Anthropic made Claude Opus 4.7 generally available on April 17, scoring 64.3% on SWE-bench Pro and 87.6% on SWE-bench Verified — surpassing OpenAI's GPT-5.4 and Google's Gemini 3.1 Pro on key benchmarks including agentic coding and scaled tool use. The model remains "less broadly capable" than the restricted Claude Mythos Preview, which Anthropic has no plans to release publicly. Opus 4.7 is available across all Claude products and the API at unchanged pricing.
Alongside Opus 4.7, Anthropic debuted Claude Design — a new product that turns text prompts, uploaded documents, and website captures into prototypes, pitch decks, and mockups. It can ingest a company's design system and codebase to maintain brand consistency. Figma stock dropped on the news, signaling the market views this as a serious competitive threat to established design tools.

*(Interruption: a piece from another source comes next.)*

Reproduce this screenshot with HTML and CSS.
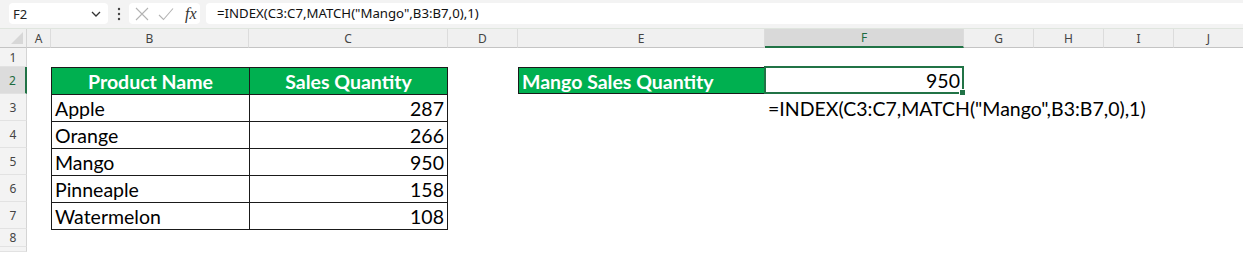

Snap is cutting 16% of its workforce — roughly 1,000 full-time roles plus 300 open positions — in what CEO Evan Spiegel called a "crucible moment." The company disclosed that AI now generates over 65% of new code at Snap, enabling smaller teams to match previous output. The restructuring is expected to save over $500 million annualized by H2 2026.
Between 30% and 50% of US data centers planned for 2026 are now expected to be delayed or scrapped entirely. Of an estimated 12–16GW of planned capacity, only 5GW is under construction, with 11GW still in the announcement stage despite 12–18 month typical build times. Power constraints, transformer shortages, community opposition, and labor shortfalls are the primary bottlenecks threatening the AI infrastructure buildout.
Maine's legislature passed LD 307, banning data centers larger than 20 megawatts until November 2027 and creating a Data Center Coordination Council to evaluate future projects. The bill, now headed to Governor Janet Mills' desk, makes Maine the first US state to freeze large-scale data center construction. The move follows months of community opposition fueled by concerns over energy consumption and water demand.
Google rolled out an opt-in feature linking Google Photos to Gemini and its Nano Banana model, allowing paid subscribers to generate new images featuring their real-life people and scenes. The integration blurs the line between personal media and generative AI, raising fresh questions about consent and synthetic media as AI gains access to users' private photo libraries.